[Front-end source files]

• • • •

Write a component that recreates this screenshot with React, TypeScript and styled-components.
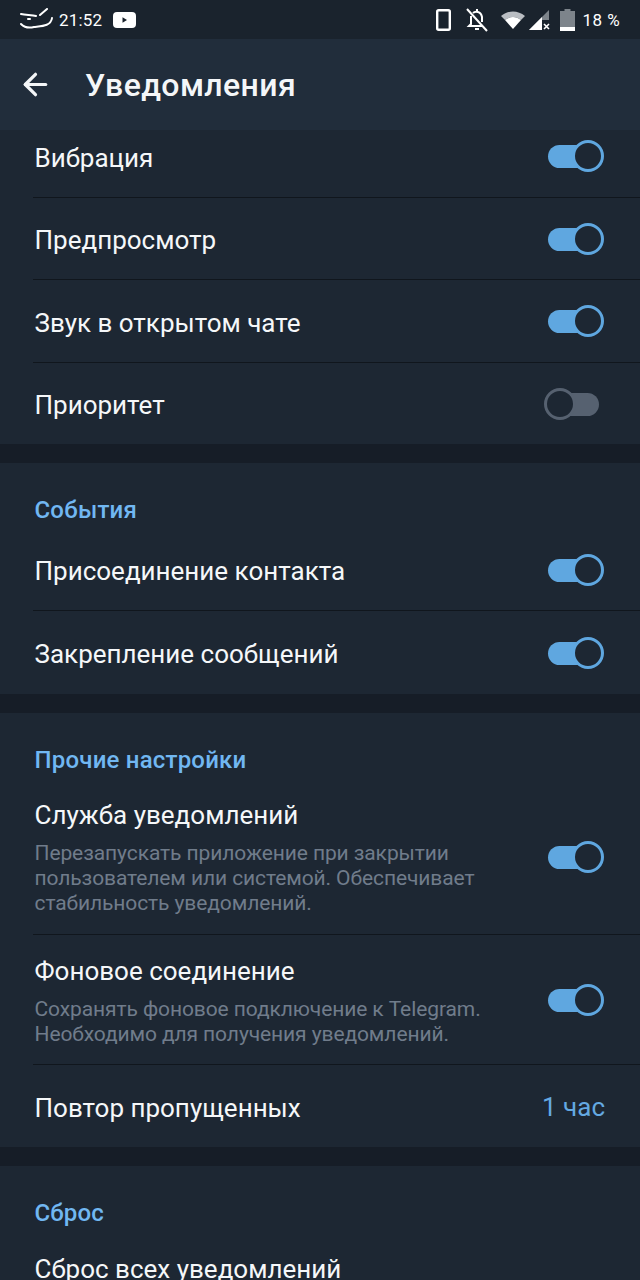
import React from 'react';
import styled, { createGlobalStyle } from 'styled-components';
import { ArrowLeft } from 'lucide-react';

const GlobalStyle = createGlobalStyle`
  html, body {
    margin: 0;
    padding: 0;
    background: #161d27;
    font-family: Roboto, "Noto Sans", sans-serif;
  }
`;

const Screen = styled.div`
  width: 640px;
  height: 1280px;
  overflow: hidden;
  background: #161d27;
  color: #ffffff;
`;

const StatusBar = styled.div`
  height: 39px;
  background: #1a232d;
  display: flex;
  align-items: center;
  justify-content: space-between;
  padding: 0 20px;
  box-sizing: border-box;
  font-size: 17px;
  position: relative;
  z-index: 2;
`;

const StatusGroup = styled.div`
  display: flex;
  align-items: center;
`;

const Toolbar = styled.div`
  height: 91px;
  background: #212d3b;
  display: flex;
  align-items: center;
  padding: 0 0 0 18px;
  box-sizing: border-box;
  position: relative;
  z-index: 2;
`;

const Title = styled.div`
  font-size: 32px;
  font-weight: 500;
  letter-spacing: 0.4px;
  margin-left: 32px;
  color: #f4f6f8;
`;

const Section = styled.div<{ $clip?: boolean }>`
  background: #1d2733;
  margin-bottom: 19px;
  margin-top: ${(p) => (p.$clip ? '-15px' : '0')};
  padding-top: ${(p) => (p.$clip ? '0' : '29px')};
`;

const SectionTitle = styled.div`
  font-size: 24px;
  font-weight: 500;
  letter-spacing: 0.2px;
  color: #71b7f2;
  padding: 0 34.5px;
  height: 37px;
  line-height: 37px;
`;

const Row = styled.div<{ $height: number; $divider?: boolean }>`
  height: ${(p) => p.$height}px;
  box-sizing: border-box;
  margin-left: 33px;
  padding: 0 35px 0 1.5px;
  display: flex;
  align-items: center;
  justify-content: space-between;
  border-bottom: ${(p) => (p.$divider ? '1px solid #10161d' : 'none')};
`;

const RowBody = styled.div`
  display: flex;
  flex-direction: column;
`;

const RowLabel = styled.div`
  font-size: 26px;
  padding-top: 3px;
  color: #f5f7f9;
`;

const RowHint = styled.div`
  font-size: 21px;
  line-height: 25px;
  letter-spacing: -0.1px;
  color: #707c8b;
  margin-top: 11px;
`;

const RowValue = styled.div`
  font-size: 26px;
  padding-top: 1px;
  color: #64a9e2;
`;

const SwitchBox = styled.div`
  width: 60px;
  height: 34px;
  flex: none;
  position: relative;
  margin-right: 1px;
`;

const SwitchTrack = styled.div<{ $on: boolean }>`
  position: absolute;
  left: ${(p) => (p.$on ? '4px' : '10px')};
  top: 6px;
  width: ${(p) => (p.$on ? '46px' : '45px')};
  height: 23px;
  border-radius: 12px;
  background: ${(p) => (p.$on ? '#5fa7e0' : '#566170')};
`;

const SwitchThumb = styled.div<{ $on: boolean }>`
  position: absolute;
  left: ${(p) => (p.$on ? '28px' : '0')};
  top: 1px;
  width: 32px;
  height: 32px;
  box-sizing: border-box;
  border-radius: 50%;
  border: 3px solid ${(p) => (p.$on ? '#5fa7e0' : '#566170')};
  background: #1d2733;
`;

const Toggle = ({ on }: { on: boolean }) => (
  <SwitchBox>
    <SwitchTrack $on={on} />
    <SwitchThumb $on={on} />
  </SwitchBox>
);

const Logo = () => (
  <svg width="34" height="24" viewBox="0 0 34 24" fill="none" stroke="#fff" strokeWidth="2" strokeLinecap="round">
    <path d="M1 6 C6 7 12 7 16 8" />
    <path d="M8 11 L10 11" />
    <path d="M1 16 C5 20 10 20 14 19 C22 18 31 18 32 10" />
    <path d="M27 1 L20 7" />
  </svg>
);

const YouTube = () => (
  <svg width="23" height="16" viewBox="0 0 23 16" style={{ marginLeft: 11 }}>
    <rect width="23" height="16" rx="4" fill="#fff" />
    <path d="M9.5 5.2 L14 8 L9.5 10.8 Z" fill="#1a232d" />
  </svg>
);

const Phone = () => (
  <svg width="15" height="22" viewBox="0 0 15 22" fill="none" stroke="#fff" strokeWidth="2.4">
    <rect x="1.2" y="1.2" width="12.6" height="19.6" rx="1.5" />
  </svg>
);

const BellOff = () => (
  <svg width="22" height="24" viewBox="0 0 22 24" fill="none" stroke="#fff" strokeWidth="2" style={{ marginLeft: 15 }}>
    <path d="M5 8 V16 L3 18 H17 M7 5 C9 3 15 3 16 9 V14" />
    <path d="M9 21 H13" />
    <path d="M11 1 V3" />
    <path d="M1 1 L21 23" />
  </svg>
);

const Wifi = () => (
  <svg width="24" height="18" viewBox="0 0 24 18" style={{ marginLeft: 13 }}>
    <path d="M0 5 C7 -1 17 -1 24 5 L20 9 C15 5 9 5 4 9 Z" fill="#b9bdc2" />
    <path d="M4 9 C9 5 15 5 20 9 L12 18 Z" fill="#fff" />
  </svg>
);

const Signal = () => (
  <svg width="21" height="20" viewBox="0 0 21 20" style={{ marginLeft: 4 }}>
    <path d="M0 20 L20 0 V10 H13 V20 Z" fill="#7d848b" />
    <path d="M0 20 L13 7 V20 Z" fill="#fff" />
    <path d="M15 14 L20 19 M20 14 L15 19" stroke="#fff" strokeWidth="1.6" />
  </svg>
);

const Battery = () => (
  <svg width="15" height="22" viewBox="0 0 15 22" style={{ marginLeft: 10 }}>
    <path d="M4.5 0 H10.5 V2 H15 V22 H0 V2 H4.5 Z" fill="#7d848b" />
    <rect y="18" width="15" height="4" fill="#fff" />
  </svg>
);

const BatteryText = styled.span`
  margin-left: 8px;
  font-size: 17px;
  letter-spacing: 0.4px;
`;

const Clock = styled.span`
  margin-left: 5px;
  letter-spacing: 0.2px;
`;

const App: React.FC = () => (
  <Screen>
    <GlobalStyle />
    <StatusBar>
      <StatusGroup>
        <Logo />
        <Clock>21:52</Clock>
        <YouTube />
      </StatusGroup>
      <StatusGroup>
        <Phone />
        <BellOff />
        <Wifi />
        <Signal />
        <Battery />
        <BatteryText>18 %</BatteryText>
      </StatusGroup>
    </StatusBar>
    <Toolbar>
      <ArrowLeft size={35} color="#f4f6f8" strokeWidth={2.2} />
      <Title>Уведомления</Title>
    </Toolbar>

    <Section $clip>
      <Row $height={83} $divider>
        <RowLabel>Вибрация</RowLabel>
        <Toggle on />
      </Row>
      <Row $height={82} $divider>
        <RowLabel>Предпросмотр</RowLabel>
        <Toggle on />
      </Row>
      <Row $height={83} $divider>
        <RowLabel>Звук в открытом чате</RowLabel>
        <Toggle on />
      </Row>
      <Row $height={81}>
        <RowLabel>Приоритет</RowLabel>
        <Toggle on={false} />
      </Row>
    </Section>

    <Section>
      <SectionTitle>События</SectionTitle>
      <Row $height={82} $divider>
        <RowLabel>Присоединение контакта</RowLabel>
        <Toggle on />
      </Row>
      <Row $height={83}>
        <RowLabel>Закрепление сообщений</RowLabel>
        <Toggle on />
      </Row>
    </Section>

    <Section>
      <SectionTitle>Прочие настройки</SectionTitle>
      <Row $height={156} $divider>
        <RowBody>
          <RowLabel>Служба уведомлений</RowLabel>
          <RowHint>
            Перезапускать приложение при закрытии
            <br />
            пользователем или системой. Обеспечивает
            <br />
            стабильность уведомлений.
          </RowHint>
        </RowBody>
        <Toggle on />
      </Row>
      <Row $height={130} $divider>
        <RowBody>
          <RowLabel>Фоновое соединение</RowLabel>
          <RowHint>
            Сохранять фоновое подключение к Telegram.
            <br />
            Необходимо для получения уведомлений.
          </RowHint>
        </RowBody>
        <Toggle on />
      </Row>
      <Row $height={82}>
        <RowLabel>Повтор пропущенных</RowLabel>
        <RowValue>1 час</RowValue>
      </Row>
    </Section>

    <Section>
      <SectionTitle>Сброс</SectionTitle>
      <Row $height={70}>
        <RowLabel>Сброс всех уведомлений</RowLabel>
      </Row>
    </Section>
  </Screen>
);

export default App;
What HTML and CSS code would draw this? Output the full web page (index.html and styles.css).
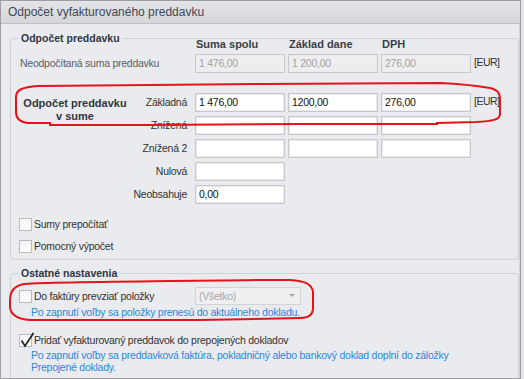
FILE: index.html
```html
<!DOCTYPE html>
<html>
<head>
<meta charset="UTF-8">
<meta name="viewport" content="width=device-width, initial-scale=1.0">
<title>Odpočet vyfakturovaného preddavku</title>
<link rel="stylesheet" href="styles.css">
</head>
<body>
    <div class="window">
        <div class="titlebar">Odpočet vyfakturovaného preddavku</div>
        <div class="content">
            <div class="group group-main">
                <div class="group-title">Odpočet preddavku</div>
                <div class="form-grid">
                    <span class="col-head c1">Suma spolu</span>
                    <span class="col-head c2">Základ dane</span>
                    <span class="col-head c3">DPH</span>

                    <span class="row-label muted r1">Neodpočítaná suma preddavku</span>
                    <span class="field disabled c1 r1">1 476,00</span>
                    <span class="field disabled c2 r1">1 200,00</span>
                    <span class="field disabled c3 r1">276,00</span>
                    <span class="unit r1">[EUR]</span>

                    <span class="section-label">Odpočet preddavku<br>v sume</span>
                    <span class="row-label right r2">Základná</span>
                    <span class="field c1 r2">1 476,00</span>
                    <span class="field c2 r2">1200,00</span>
                    <span class="field c3 r2">276,00</span>
                    <span class="unit r2">[EUR]</span>

                    <span class="row-label right r3">Znížená</span>
                    <span class="field c1 r3"></span>
                    <span class="field c2 r3"></span>
                    <span class="field c3 r3"></span>

                    <span class="row-label right r4">Znížená 2</span>
                    <span class="field c1 r4"></span>
                    <span class="field c2 r4"></span>
                    <span class="field c3 r4"></span>

                    <span class="row-label right r5">Nulová</span>
                    <span class="field c1 r5"></span>

                    <span class="row-label right r6">Neobsahuje</span>
                    <span class="field c1 r6">0,00</span>
                </div>

                <div class="checks">
                    <label class="check"><span class="box"></span>Sumy prepočítať</label>
                    <label class="check"><span class="box"></span>Pomocný výpočet</label>
                </div>
            </div>

            <div class="group group-other">
                <div class="group-title">Ostatné nastavenia</div>
                <div class="option-row">
                    <label class="check check-wide"><span class="box"></span>Do faktúry prevziať položky</label>
                    <span class="select">(Všetko)<span class="arrow"></span></span>
                </div>
                <p class="hint">Po zapnutí voľby sa položky prenesú do aktuálneho dokladu.</p>

                <label class="check check-on">
                    <span class="box">
                        <svg class="tick" width="16" height="16" viewBox="0 0 16 16"><path d="M2.5 8.5 L6 14 L14.5 1" fill="none" stroke="#1e1e1e" stroke-width="1.7"/></svg>
                    </span>Pridať vyfakturovaný preddavok do prepojených dokladov
                </label>
                <p class="hint">Po zapnutí voľby sa preddavková faktúra, pokladničný alebo bankový doklad doplní do záložky<br>Prepojené doklady.</p>
            </div>
        </div>

        <!-- red hand-drawn marks over the form -->
        <svg class="marks" width="524" height="379" viewBox="0 0 524 379">
            <path d="M16 97 C16 90 22 87 38 86 L150 85 L262 84 L440 83 C462 84 478 86 490 88 C498 90 500 93 500 100 L500 114 C500 120 492 121 476 122 L437 123 L437 124 L300 124 L150 125 L50 125 L50 123 L28 123 C19 122 16 118 16 112 Z" fill="none" stroke="#e5131b" stroke-width="2"/>
            <path d="M10 301 C10 291 14 286 24 284 C40 282 100 282 262 280 L290 280 C305 281 312 284 313 292 L313 308 C313 315 308 318 300 318 L200 320 L30 320 C16 319 10 314 10 306 Z" fill="none" stroke="#e5131b" stroke-width="2"/>
        </svg>
    </div>
</body>
</html>
```

FILE: styles.css
```css
body {
    margin: 0;
    padding: 0;
    background-color: #e6e6e8;
    font-family: "Liberation Sans", Arial, sans-serif;
    font-size: 10.5px;
    letter-spacing: -0.25px;
    color: #333;
}
.window {
    position: relative;
    width: 521px;
    height: 379px;
    box-sizing: border-box;
    border: 1px solid #9d9ea2;
    background-color: #eaebee;
    overflow: hidden;
}
.titlebar {
    height: 22px;
    line-height: 22px;
    padding-left: 7px;
    font-size: 12px;
    letter-spacing: 0;
    color: #3f4856;
    background: linear-gradient(#e3e4e7, #d5d6da);
    border-bottom: 1px solid #c0c1c5;
}
.content {
    height: 356px;
    padding: 14px 0 0 9px;
    box-sizing: border-box;
    border-right: 1px solid #d5d6da;
}

/* group boxes */
.group {
    border: 1px solid #cfd0d4;
    border-radius: 4px;
    padding: 0 0 0 8px;
}
.group-title {
    display: table;
    margin: -8px 0 0 -1px;
    padding: 0 3px;
    font-size: 10.5px;
    font-weight: bold;
    letter-spacing: 0;
    line-height: 14px;
    color: #2f3640;
    background-color: #eaebee;
}
.group-main {
    height: 220px;
}
.group-other {
    margin-top: 13px;
    height: 110px;
}

/* grid of amounts */
.form-grid {
    display: grid;
    grid-template-columns: 172px 90px 90px 90px auto;
    grid-template-rows: 11px 19px 12px 19px 19px 19px 19px 19px;
    column-gap: 3px;
    row-gap: 4px;
    margin-top: -6px;
    margin-left: 1px;
}
.c1 { grid-column: 2; }
.c2 { grid-column: 3; }
.c3 { grid-column: 4; }
.r1 { grid-row: 2; }
.r2 { grid-row: 4; }
.r3 { grid-row: 5; }
.r4 { grid-row: 6; }
.r5 { grid-row: 7; }
.r6 { grid-row: 8; }
.col-head {
    grid-row: 1;
    font-weight: bold;
    font-size: 11px;
    letter-spacing: 0;
    line-height: 11px;
    padding-left: 1px;
    color: #3a3f46;
}
.row-label {
    grid-column: 1;
    line-height: 19px;
    white-space: nowrap;
}
.row-label.muted {
    color: #5a5f66;
}
.row-label.right {
    text-align: right;
    padding-right: 5px;
}
.section-label {
    grid-column: 1;
    grid-row: 4 / 6;
    justify-self: start;
    width: 110px;
    padding-top: 4px;
    text-align: center;
    white-space: nowrap;
    font-size: 11px;
    font-weight: bold;
    letter-spacing: 0;
    line-height: 13px;
    color: #2f3640;
}
.field {
    box-sizing: border-box;
    height: 19px;
    line-height: 16px;
    padding-left: 3px;
    background-color: #fff;
    border: 1px solid #c7c8cc;
    box-shadow: inset 0 0 0 1px #ebebee;
    color: #111;
}
.field.disabled {
    background-color: #eeeef0;
    color: #a0a0a4;
}
.unit {
    grid-column: 5;
    padding-top: 2px;
    letter-spacing: -0.5px;
    color: #333;
}

/* checkboxes */
.checks {
    margin-top: 13px;
}
.check {
    display: flex;
    align-items: center;
    height: 14px;
    margin-bottom: 8px;
    color: #333;
}
.box {
    position: relative;
    display: inline-block;
    width: 13px;
    height: 13px;
    box-sizing: border-box;
    margin-right: 2px;
    border: 1px solid #b9babe;
    background: linear-gradient(#f4f4f5, #ffffff);
}
.tick {
    position: absolute;
    left: -1px;
    top: -3px;
}

/* other settings */
.option-row {
    display: flex;
    align-items: center;
    margin-top: 7px;
}
.check-wide {
    width: 176px;
    margin-bottom: 0;
}
.select {
    position: relative;
    box-sizing: border-box;
    width: 106px;
    height: 18px;
    line-height: 16px;
    padding-left: 3px;
    border: 1px solid #d2d3d7;
    background-color: #efeff1;
    color: #a8a8ac;
}
.arrow {
    position: absolute;
    right: 5px;
    top: 6px;
    border-left: 3px solid transparent;
    border-right: 3px solid transparent;
    border-top: 3px solid #a9aaae;
}
.hint {
    margin: 1px 0 0 12px;
    line-height: 12px;
    color: #2e86de;
}
.check-on {
    margin-top: 15px;
    margin-bottom: 2px;
}

.marks {
    position: absolute;
    left: -1px;
    top: -1px;
    pointer-events: none;
}
```
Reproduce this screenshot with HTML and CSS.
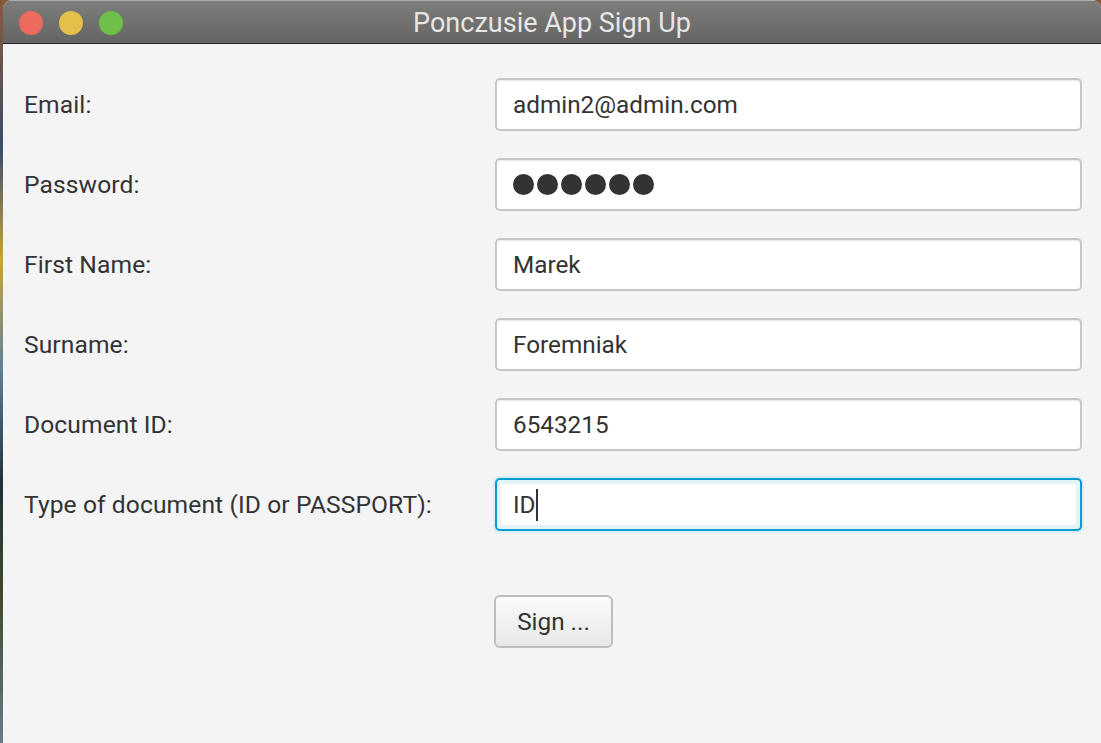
FILE: index.html
```html
<!DOCTYPE html>
<html>
<head>
<meta charset="utf-8">
<link rel="stylesheet" href="styles.css">
</head>
<body>
<div class="desktop">
  <div class="window">
    <div class="titlebar">
      <div class="lights">
        <span class="light red"></span>
        <span class="light yellow"></span>
        <span class="light green"></span>
      </div>
      <div class="title">Ponczusie App Sign Up</div>
    </div>
    <div class="content">
      <div class="form">
        <label class="label">Email:</label>
        <div class="field"><span class="value">admin2@admin.com</span></div>
        <label class="label">Password:</label>
        <div class="field"><span class="dots"><i></i><i></i><i></i><i></i><i></i><i></i></span></div>
        <label class="label">First Name:</label>
        <div class="field"><span class="value">Marek</span></div>
        <label class="label">Surname:</label>
        <div class="field"><span class="value">Foremniak</span></div>
        <label class="label">Document ID:</label>
        <div class="field"><span class="value">6543215</span></div>
        <label class="label">Type of document (ID or PASSPORT):</label>
        <div class="field focused"><span class="value">ID</span><span class="caret"></span></div>
      </div>
      <div class="actions">
        <button class="btn">Sign ...</button>
      </div>
    </div>
  </div>
</div>
</body>
</html>
```
FILE: styles.css
```css
html, body {
  margin: 0;
  padding: 0;
  width: 1101px;
  height: 743px;
  overflow: hidden;
}
.desktop {
  width: 1101px;
  height: 743px;
  background: linear-gradient(180deg, #8a5a3a 0%, #3b4d6a 20%, #c9a43a 35%, #5b7f9a 50%, #20303a 65%, #3d4a2a 80%, #6a7a8a 100%);
  display: flex;
  padding-left: 3px;
  box-sizing: border-box;
}
.window {
  flex: 1;
  height: 743px;
  display: flex;
  flex-direction: column;
  border-radius: 9px 9px 0 0;
  overflow: hidden;
  background: #f4f4f4;
}
.titlebar {
  background: linear-gradient(180deg, #7d7d7b 0%, #646462 100%);
  border-top: 1px solid #aaaaa8;
  border-bottom: 1px solid #262626;
  box-sizing: border-box;
  height: 44px;
  flex: 0 0 44px;
  position: relative;
  display: flex;
  align-items: center;
  justify-content: center;
}
.lights {
  position: absolute;
  left: 16px;
  top: 10px;
  display: flex;
  gap: 16px;
}
.light {
  width: 24px;
  height: 24px;
  border-radius: 50%;
  display: block;
}
.red { background: #ec6a5e; }
.yellow { background: #e2c04a; }
.green { background: #6cc04a; }
.title {
  font-family: Roboto, "Liberation Sans", sans-serif;
  font-size: 27px;
  color: #e6e6e6;
  padding-top: 1px;
}
.content {
  flex: 1;
  padding: 34px 15px 0 21px;
  font-family: Roboto, "Liberation Sans", sans-serif;
  color: #333333;
}
.form {
  display: grid;
  grid-template-columns: 471px 587px;
  row-gap: 27px;
  align-items: center;
}
.label {
  font-size: 24.6px;
  letter-spacing: 0.1px;
  color: #333;
}
.field {
  height: 53px;
  box-sizing: border-box;
  border: 2px solid #c6c6c6;
  border-radius: 5px;
  background: #fff;
  box-shadow: inset 0 2px 2px -1px #e6e6e6;
  display: flex;
  align-items: center;
  padding-left: 16px;
}
.value {
  font-size: 24.3px;
  color: #333;
}
.dots {
  display: flex;
  gap: 3px;
}
.dots i {
  width: 21px;
  height: 21px;
  border-radius: 50%;
  background: #333;
  display: block;
}
.focused {
  border: 2px solid #0a9ad0;
  box-shadow: 0 0 0 2px #d6eef8, inset 0 0 0 4px #e3f3fa;
}
.caret {
  width: 2px;
  height: 32px;
  background: #333;
}
.actions {
  display: flex;
  padding-left: 470px;
  margin-top: 64px;
}
.btn {
  width: 119px;
  height: 53px;
  box-sizing: border-box;
  border: 2px solid #bdbdbd;
  border-radius: 6px;
  background: linear-gradient(180deg, #fbfbfb 0%, #e8e8e8 100%);
  font-family: Roboto, "Liberation Sans", sans-serif;
  font-size: 24.3px;
  color: #333;
  padding: 0;
}
```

• • • •

What you will do | Pull out all lines from the entries above that include the word "with".

Expected output |
Write a component that recreates this screenshot with React, TypeScript and styled-components.
Reproduce this screenshot with HTML and CSS.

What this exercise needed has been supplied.